A corporate BTC treasury refers to the specific policies and operational setup a company uses to hold Bitcoin on its balance sheet. It usually starts with a treasury reserve policy approved by leadership: what percentage of reserves may be allocated to BTC, how purchases are executed (e.g., periodic buys vs. opportunistic buys), who has authority to transact, and what risk limits apply. Next comes custody and security: many corporates use institutional custodians, while others prefer self-custody with hardware security modules and multi-signature wallets to reduce single points of failure. Security hygiene matters because BTC is bearer-like: control of private keys effectively equals control of the asset, so backups, access controls, and incident response planning are part of the treasury function.

Corporate BTC treasury also has a measurement and reporting layer. Companies track cost basis, impairment or fair-value changes depending on applicable accounting standards, and they disclose holdings and risk factors to stakeholders. Investors often evaluate these companies using mnav (market net asset value), a framework that compares a company’s market value to the value of its underlying BTC (and other net assets), helping assess whether the equity trades at a premium or discount to the treasury holdings. Importantly, a corporate BTC treasury is not “set and forget”: it requires ongoing governance, periodic audits or attestations, and clear communication about how BTC fits into liquidity needs, debt obligations, and operating runway.

Why bitcoin treasury matters

Bitcoin treasury matters because it represents a structural shift in how organisations can store and manage capital in a digitally native way. For some companies, BTC is viewed as a long-duration reserve asset with properties that differ from cash equivalents—most notably, a fixed supply schedule and global transferability—so it becomes a strategic alternative to holding all reserves in a single currency or banking system. For the broader ecosystem, corporate adoption of bitcoin treasury practices pushes forward institutional-grade standards for custody, disclosure, and governance, which can improve market transparency and risk management.

At the same time, the concept forces clearer thinking about trade-offs: BTC can be volatile, treasury liquidity needs can change, and operational security is non-negotiable. When done responsibly, a bitcoin treasury can align capital strategy with a company’s long-term thesis; when done poorly, it can introduce avoidable financial and operational risk. Understanding bitcoin treasury is therefore essential context for evaluating what are digital asset treasury companies and how their balance-sheet design influences both investor exposure and corporate resilience.

Frequently Asked Questions

What is a bitcoin treasury?

A bitcoin treasury is a policy-driven approach where an organisation holds Bitcoin as a reserve asset on its balance sheet. It includes rules for buying, custody, risk limits, and reporting. The goal is to manage capital and reserves, not just to accept BTC as a payment method.

What is a Bitcoin treasury company?

A Bitcoin treasury company is a business that makes holding and accumulating BTC a central part of its corporate strategy. Its valuation and investor narrative often depend heavily on the size, security, and transparency of its Bitcoin reserves.

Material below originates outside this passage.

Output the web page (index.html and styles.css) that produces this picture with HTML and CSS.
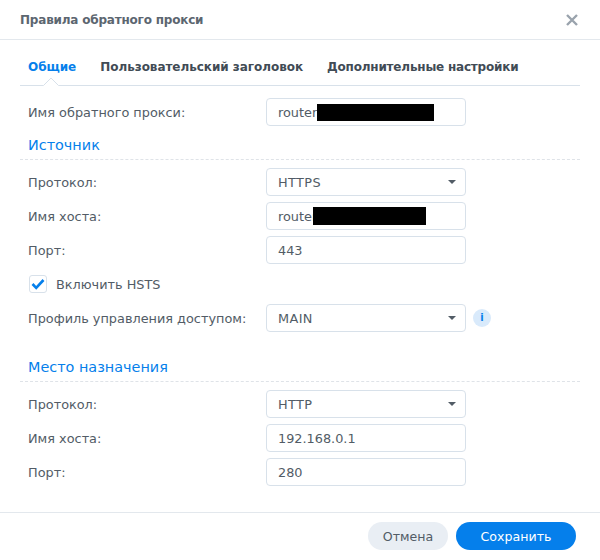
FILE: index.html
```html
<!DOCTYPE html>
<html lang="ru">
<head>
    <meta charset="UTF-8">
    <title>Правила обратного прокси</title>
    <link rel="stylesheet" href="styles.css">
</head>
<body>
    <div class="dialog">
        <div class="header">
            <span class="title">Правила обратного прокси</span>
            <svg class="close" width="12" height="12" viewBox="0 0 12 12"><path d="M1 1L11 11M11 1L1 11" stroke="#9aa3ad" stroke-width="2.4" fill="none"/></svg>
        </div>
        <div class="tabs">
            <span class="tab active">Общие</span>
            <span class="tab">Пользовательский заголовок</span>
            <span class="tab tab-last">Дополнительные настройки</span>
            <svg class="tab-arrow" width="16" height="8" viewBox="0 0 16 8"><path d="M0 8L8 0L16 8" fill="#fff" stroke="#d8e1ea"/><path d="M0 8H16" stroke="#fff" stroke-width="1.5" transform="translate(0 .5)"/></svg>
        </div>
        <div class="content">
            <div class="row">
                <label>Имя обратного прокси:</label>
                <div class="field">router<span class="redact redact-name"></span></div>
            </div>

            <div class="section">Источник</div>
            <div class="row">
                <label>Протокол:</label>
                <div class="field select">HTTPS<i class="caret"></i></div>
            </div>
            <div class="row">
                <label>Имя хоста:</label>
                <div class="field">router<span class="redact redact-host"></span></div>
            </div>
            <div class="row">
                <label>Порт:</label>
                <div class="field">443</div>
            </div>
            <div class="check-row">
                <span class="checkbox">
                    <svg width="14" height="12" viewBox="0 0 14 12"><path d="M1.5 6L5.2 9.8L12.5 2" stroke="#057feb" stroke-width="2.6" fill="none"/></svg>
                </span>
                <span>Включить HSTS</span>
            </div>
            <div class="row">
                <label>Профиль управления доступом:</label>
                <div class="field select">MAIN<i class="caret"></i></div>
                <span class="info">i</span>
            </div>

            <div class="section section-dest">Место назначения</div>
            <div class="row">
                <label>Протокол:</label>
                <div class="field select">HTTP<i class="caret"></i></div>
            </div>
            <div class="row">
                <label>Имя хоста:</label>
                <div class="field">192.168.0.1</div>
            </div>
            <div class="row">
                <label>Порт:</label>
                <div class="field">280</div>
            </div>
        </div>
        <div class="footer">
            <button class="btn cancel">Отмена</button>
            <button class="btn save">Сохранить</button>
        </div>
    </div>
</body>
</html>
```

FILE: styles.css
```css
body, html {
    margin: 0;
    padding: 0;
    height: 100%;
    background-color: #fff;
    font-family: 'DejaVu Sans', sans-serif;
    font-size: 12.85px;
    color: #525c66;
    overflow: hidden;
}
.dialog {
    display: flex;
    flex-direction: column;
    height: 560px;
}
.header {
    height: 39px;
    box-sizing: content-box;
    border-bottom: 1px solid #e3e8ed;
    padding: 0 22px 0 20px;
    display: flex;
    align-items: center;
    justify-content: space-between;
}
.title {
    font-size: 12px;
    letter-spacing: -0.2px;
    font-weight: bold;
    color: #5c6670;
}
.tabs {
    position: relative;
    margin: 0 20px;
    height: 46px;
    border-bottom: 1px solid #d8e1ea;
    padding: 9px 0 0 8px;
    display: flex;
    align-items: center;
    gap: 24px;
    box-sizing: border-box;
}
.tab {
    font-size: 12px;
    letter-spacing: -0.04px;
    font-weight: bold;
    color: #414b55;
}
.tab.active {
    color: #057feb;
}
.tab-last {
    letter-spacing: -0.2px;
}
.tab-arrow {
    position: absolute;
    left: 23px;
    bottom: -1px;
}
.content {
    flex: 1;
    padding: 12px 20px 0;
    display: flex;
    flex-direction: column;
    gap: 6px;
}
.row {
    display: flex;
    align-items: center;
    height: 28px;
    padding-left: 8px;
}
.row label {
    width: 238px;
    flex: none;
}
.field {
    position: relative;
    width: 200px;
    height: 28px;
    box-sizing: border-box;
    border: 1px solid #d8e1ea;
    border-radius: 4px;
    padding: 0 11px;
    line-height: 27px;
    color: #525c66;
}
.select {
    letter-spacing: 0.4px;
}
.redact {
    position: absolute;
    background-color: #000;
}
.redact-name {
    left: 50px;
    top: 5px;
    width: 117px;
    height: 17px;
}
.redact-host {
    left: 46px;
    top: 4px;
    width: 113px;
    height: 18px;
}
.caret {
    position: absolute;
    right: 9px;
    top: 11px;
    border-left: 4.5px solid transparent;
    border-right: 4.5px solid transparent;
    border-top: 4.5px solid #525c66;
}
.info {
    width: 18px;
    height: 18px;
    margin-left: 7px;
    border-radius: 50%;
    background-color: #d9eafb;
    color: #057feb;
    font-weight: bold;
    font-size: 10px;
    line-height: 18px;
    text-align: center;
}
.section {
    height: 29px;
    box-sizing: border-box;
    margin-top: -1px;
    margin-bottom: 2px;
    padding: 4px 0 0 8px;
    font-size: 14.4px;
    line-height: 20px;
    color: #057feb;
    border-bottom: 1px dashed #dfe3e8;
}
.section-dest {
    margin-top: 15px;
}
.check-row {
    display: flex;
    align-items: center;
    gap: 9px;
    height: 28px;
    padding-left: 9px;
}
.checkbox {
    width: 16px;
    height: 16px;
    border: 1px solid #d8e1ea;
    border-radius: 3px;
    display: flex;
    align-items: center;
    justify-content: center;
}
.footer {
    height: 48px;
    border-top: 1px solid #e3e8ed;
    padding-right: 24px;
    display: flex;
    align-items: flex-start;
    justify-content: flex-end;
    gap: 8px;
    padding-top: 9px;
    box-sizing: border-box;
}
.btn {
    height: 28px;
    border: none;
    border-radius: 14px;
    font-family: inherit;
    font-size: 12.6px;
    padding: 0;
}
.cancel {
    width: 80px;
    background-color: #e9eef4;
    color: #525c66;
}
.save {
    width: 120px;
    background-color: #057feb;
    color: #fff;
}
```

These firms typically implement formal treasury policies and institutional custody controls.

How is a corporate BTC treasury different from buying Bitcoin personally?

A corporate BTC treasury requires governance: board approval, internal controls, authorised signers, and documented procedures. It also involves institutional-grade custody, audits or attestations, and formal financial reporting. Personal buying is typically simpler and doesn’t require the same compliance and disclosure standards.

What is mnav in the context of bitcoin treasury companies?

Mnav is a way investors compare a company’s market value to the net value of its underlying assets, especially its Bitcoin holdings. It helps indicate whether the stock trades at a premium or discount relative to the BTC on the balance sheet. It’s commonly referenced when analysing digital asset treasury-style companies.

What are the main risks of a bitcoin treasury strategy?

Key risks include Bitcoin price volatility, liquidity constraints if cash is needed quickly, and operational security risks around private key management. There are also accounting, tax, and disclosure considerations that can affect reported earnings and investor perception. Strong custody practices and clear policies are essential to mitigate these risks.